II. Substantial evidence supports the ALJ's step-five finding that Plaintiff was not disabled because he could perform other work.
Plaintiff also argues that the vocational expert's testimony does not constitute substantial evidence because the hypothetical question the ALJ posed to the vocational expert did not include all of Plaintiff's limitations. The Commissioner argues that Plaintiff did not meet his burden of proving any additional limitations and therefore the vocational expert's testimony in response to the ALJ's hypothetical constitutes substantial evidence to support the ALJ's finding that Plaintiff was not disabled because he could perform other work existing in significant numbers in the nation's economy.
A vocational expert's testimony constitutes substantial evidence when it is based on a hypothetical that accounts for all of the claimant's proven impairments. Hulsey v. Astrue, 622, F.3d 917, 922 (8th Cir. 2010) (citing Grissom v.
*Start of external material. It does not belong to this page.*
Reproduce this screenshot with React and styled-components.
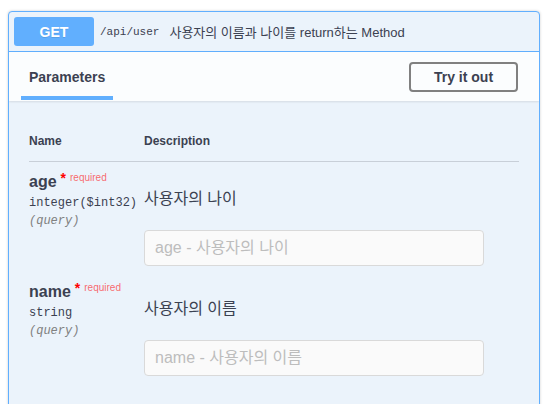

Barnhart, 416 F.3d 834, 837 (8th Cir. 2005)). During the video-conference hearing, the ALJ consulted the vocational expert regarding the effect of Plaintiff's limitations. (Tr. 41-43.) In response to a hypothetical question addressing Plaintiff's age, education, work experience, and RFC, the vocational expert testified that such an individual could not perform Plaintiff's past work but could perform other work existing in significant numbers in the national economy, including a routing clerk, DOT No. 222.687-022; mail sorter, DOT No. 209.687-026; and office helper, DOT No. 239.567-010. (Tr. at 28, 41-43.) Because the ALJ's hypothetical question accurately reflected Plaintiff's limitations based on his impairments as determined by the ALJ, the vocational expert's testimony constituted substantial evidence supporting the ALJ's finding that Plaintiff was not disabled. Hulsey, 622, F.3d at 922 (citing Grissom, 416 F.3d at 837.) Based on the vocational expert's testimony, the ALJ properly found that Plaintiff was not disabled at step five because he could perform other work existing in significant numbers in the national economy. 20 C.F.R. § 404.1520(a)(4)(v) (“If you can make an adjustment to other work, we will find that you are not disabled.”).
RECOMMENDATION
Based on the above, and on all the files, records, and proceedings, IT IS RECOMMENDED that:
1. Plaintiff Cory J. L.'s Brief (Doc. 17) be DENIED; and
2. Defendant Kilolo Kijakazi's Motion for Summary Judgment (Doc. 19) be GRANTED.
NOTICE
Filing Objections: This Report and Recommendation is not an order or judgment of the District Court and is therefore not appealable directly to the Eighth Circuit Court of Appeals. Under Local Rule 72.2(b)(1), “[a] party may file and serve specific written objections to a magistrate judge's proposed findings and recommendations within 14 days after being served with a copy” of the Report and Recommendation.
A party may respond to those objections within 14 days after being served a copy of the objections. See Local Rule 72.2(b)(2). All objections and responses must comply with the word or line limits set forth in Local Rule 72.2(c).